I’d like to quote just one section of Elsberry’s response to Dembski’s criticisms of Pennock:

He’s absolutely on target here. Publishing the proceedings is a normal and essential part of such conferences, otherwise they’re nothing more than a place for persons in the field to gossip and make job contacts. Without the proceedings, nobody who didn’t show up has any reference of what new knowledge was presented, and what progress was made in the discussions of any controversial issues.

If proceedings are generally not published, or (even worse) they’re published some of the time, but not for those conferences where critics of ID present papers, then that casts serious doubt (without seeing a word of their actual work) on whether they’re attempting to do science rather than evangelism.

And my previous point about the apparent absence of conflict between young-earth creationists and old-earth intelligent-design theorists also speaks to this.

Erk? The material is not copyrighted, and I attributed the source and provided a link that those with newsreaders can use … wherein lies the sin?

This works only if you are assuming the person who finds it has prior knowledge of watches. If that person is an African Bushman, he will not be able to tell the difference between a watch and some other things he have seen before. Depending on the watch, he might think that it’s a rock or some weird creature.

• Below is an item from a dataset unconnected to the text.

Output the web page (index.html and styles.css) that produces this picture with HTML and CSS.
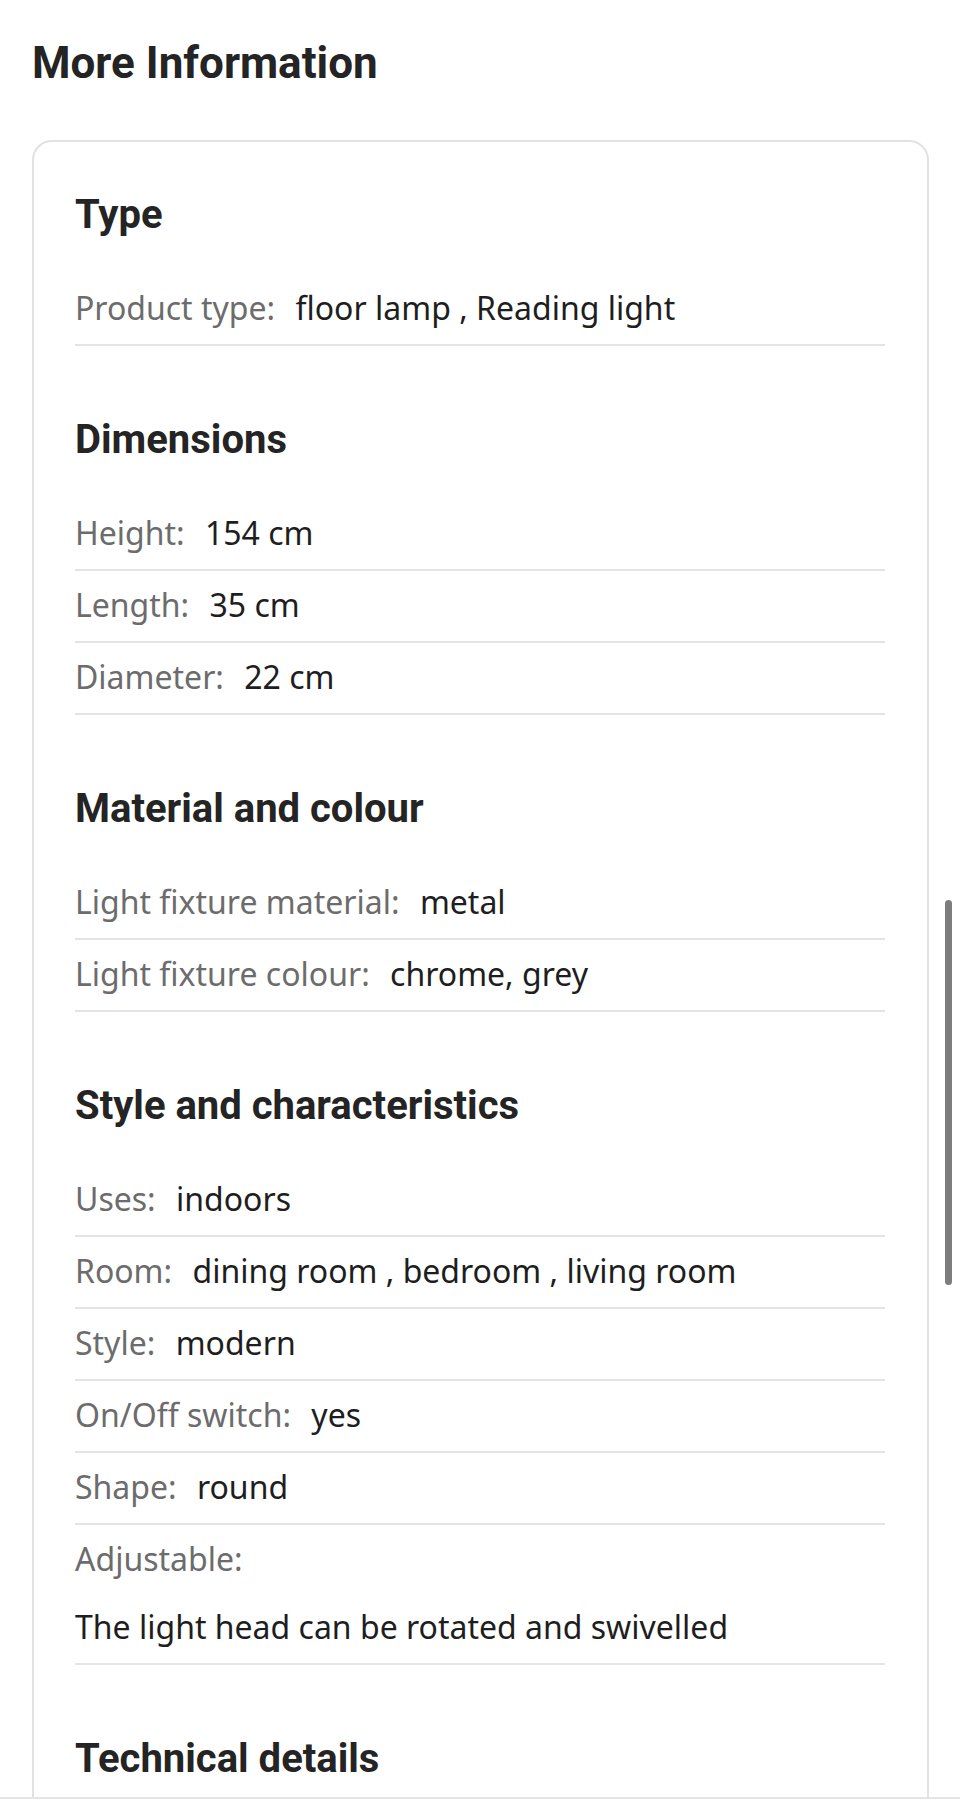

Which brings us to where we are at. Since we have no prior knowledge that organisms are designed and made, where is the logical basis for us to assume that they are?

Okay. Here “necessary” doesn’t mean “logically necessary,” but the condition that “is uncaused and independent of all else.” “Contingent” is the opposite of “necessary.”

AFAIK, this says something is intelligently designed if:

  1. This event has a cause
  2. It is deemed to have low probability to happen by chance
  3. There is a recognisable pattern

It seems to be that Dembski’s thesis is a post hoc explanation. He knew what he was looking for, so he made a thesis in such a way that, if followed through it results in the desired outcome.

In engineering we call this “working backwards.” :smiley:

Moderator’s Note: I think we would prefer, unless the material is explicitly not copyrighted (i.e., it has a notice attached saying “Anybody may reproduce this anywhere he wants, so long as this notice is retained” or it’s the Gettysburg Address or something) that posters avoid copying entire essays to the boards.

Remember that there are copyright ramifications to anything posted to these boards. If one of our posters reproduces another person’s words on the SDMB, the poster has assigned the Chicago Reader, Inc. (and its successors and assigns) a nonexclusive irrevocable right to re-use that person’s words in any manner it (or they) see fit without notice or compensation to that person. But does our poster actually have the right to so assign someone else’s words like that? For a short “quotation” from someone, it’s not a problem; for an entire essay, it seems like only common courtesy to be careful.

Finally, linking instead of mass copying and pasting is easier on us Mods, because then we don’t have to play Solomon and try to figure out if there’s a problem or not.